Part of Tiller’s success could be attributed to the fact that not many teams know his name: He sat out last season with a back injury and was the No. 3 starter as a freshman.
But that doesn’t give teams an excuse now, coach Kyle Wynn said.
“I would maybe have said that early, but now, if people are following, they’re seeing his stats, we’ve got 10 games left and there’s no secret,” Wynn said. “Early on people might not have known, but now, everybody knows that if it’s a big game, he’s going to be on the mound. Early he could catch people off guard, but now, people know what to expect and he’s got to be even better.”
Tiller’s strength comes from his ability to keep hitters off balance. He won’t overpower hitters with his low-80s fastball but keeps them guessing with multiple pitches placed perfectly around the plate.
“He’s not going to overpower people, but that’s a testament to him,” Wynn said. “He can throw upper 70s, low 80s and throw pitches for strikes. Do that and you can beat anybody. That’s Sam’s game right there. It reminds me a little bit of Addison Coffey a few years ago, when you can throw different pitches in different counts, that means a lot.”
Against Danville on Tuesday, Tiller wasn’t his sharpest early on — he gave up a grand slam to Zach Dampier in the third inning — but picked up as the game progressed. After Dampier’s shot, Tiller didn’t allow another baserunner, retiring the next 13 batters.
That’s been Tiller this season, Wynn said. He just gets stronger as the game goes on.
“The only thing we’re really working on with Sam is he may get a little frustrated,” Wynn said. “Just keeping that composure and spot up those three or four pitches and he’s tough to beat. Sometimes he gets a little frustrated and leaves that fastball up a little bit, but he’s having a heck of a year.

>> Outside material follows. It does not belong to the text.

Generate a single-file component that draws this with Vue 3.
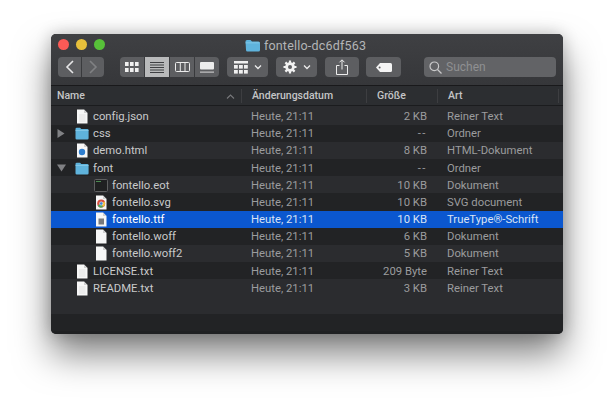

He’s our go-to guy right now.”
Mason being behind the plate has helped Tiller keep that composure.
“We played on the same rec league team when we were eight or nine, and we’ve played together ever since,” Mason said. “We just kind of know what the other person is thinking. It helps because I know when he’s out of his comfort zone or if he’s overthrowing because I’m just used to the way he throws.”
Down 5-1 after the grand slam against rival Danville, Tiller kept his composure.
“Got down 5-1, I was making some mistakes pitching and they were taking advantage of it,” Tiller said. “You’re sitting there thinking you might not go the whole seven (innings), but you at least want to compete your butt off as long as you can. Just what coach Wynn says, ‘Let your offense chip away.’ That’s something my dad tells me also, just to stay in there and keep competing, because you never know what will happen. You’ve got to just keep competing, then you settle in and you can keep throwing strikes.”
That’s what Tiller did against Danville and has done through 56 innings this year. When he gets ahead in the count, there’s not much hope for the hitter.
“The first time through the lineup, you see all the hitters, figure out what they’re about, then once you’re up as a pitcher, it’s just time for you to lock in, and that’s what I try to do,” Tiller said.
“I like to start with a fastball to get up in the count, because when you’re up in the count, it opens up everything you want to throw. You can go offspeed, another fastball. Whenever you get up 0-2, 1-2, you can set hitters up with whatever you want. I think that helps get guys out and keep them off balance. That’s something I really try to focus on is keeping guys off balance where they can’t guess the pitch.”
Another huge influence on Tiller’s improvement this season was his time on the gridiron in the fall. He started at quarterback for the Rebels, tossing 19 touchdowns in 12 games.
Facing a rush is quite different than facing a leadoff hitter, but Tiller said there’s plenty of similarities in the two jobs.
“I think playing quarterback and pitching is very similar because the ball starts with you every play,” he said. “You’re in control of the pace of the game. You’ve just got to let things go easily, because if you don’t, they’ll pile up on you. I think that’s a big thing also, just working out in football gets you stronger and playing football helps kids carry an aggressive mentality into baseball. It helps you compete.”
That’s all Tiller wants to do: Compete. That’s what killed him the most about missing all of last season, when the Rebels won the 45th District before falling in the first round of the 12th Region tournament.
“We want to make a run at region this year,” Tiller said. “That was our goal last year and it didn’t really go through for us. This year, we feel like we have a great team and staff to where we can win a two or three game tournament. We definitely want to win region this year, we just have to bring it every day. That’s what baseball is, if you don’t bring it every day, you’ll fall behind.”
Wynn said pitching coach Evan Teague has played a huge role in keeping the pitching staff ahead on the mound.
“I don’t have to do too much with pitching. We’ll talk about stuff and we’ll go through, but as far as leading the staff, it’s him,” Wynn said. “He calls a good game for the guys and I think he’s a great asset to our program. I don’t want to be the one to have to call pitches. I can turn my back and trust coach Teague will run it the way I want it to be run, and that has been from day one. I’ve been blessed to have him, coach (Ritchie) Lyons and coach (Cody) Ross.”
The Rebels are in the middle of a special season — barring any meltdowns, they’ll hit 20 wins for the first time since 2011. Boyle is 19-8 with nine games left in the regular season.
Tiller has played a major role in that record, but he says it’s down to how tight-knit the entire team has been this year.
“I’m really having a great time this season,” Tiller said. “We’re winning, we’ve really been working hard. You could see it (against Danville), guys on our team really love each other and I think that’s a big factor. We really appreciate playing with each other. Coaches have been good, coach Teague has helped me out a ton. He calls the game, he sets stuff up and I appreciate what he’s done to help me out. Hunter has been great behind the plate and we have great chemistry. I love to see guys playing with swagger like we did tonight.”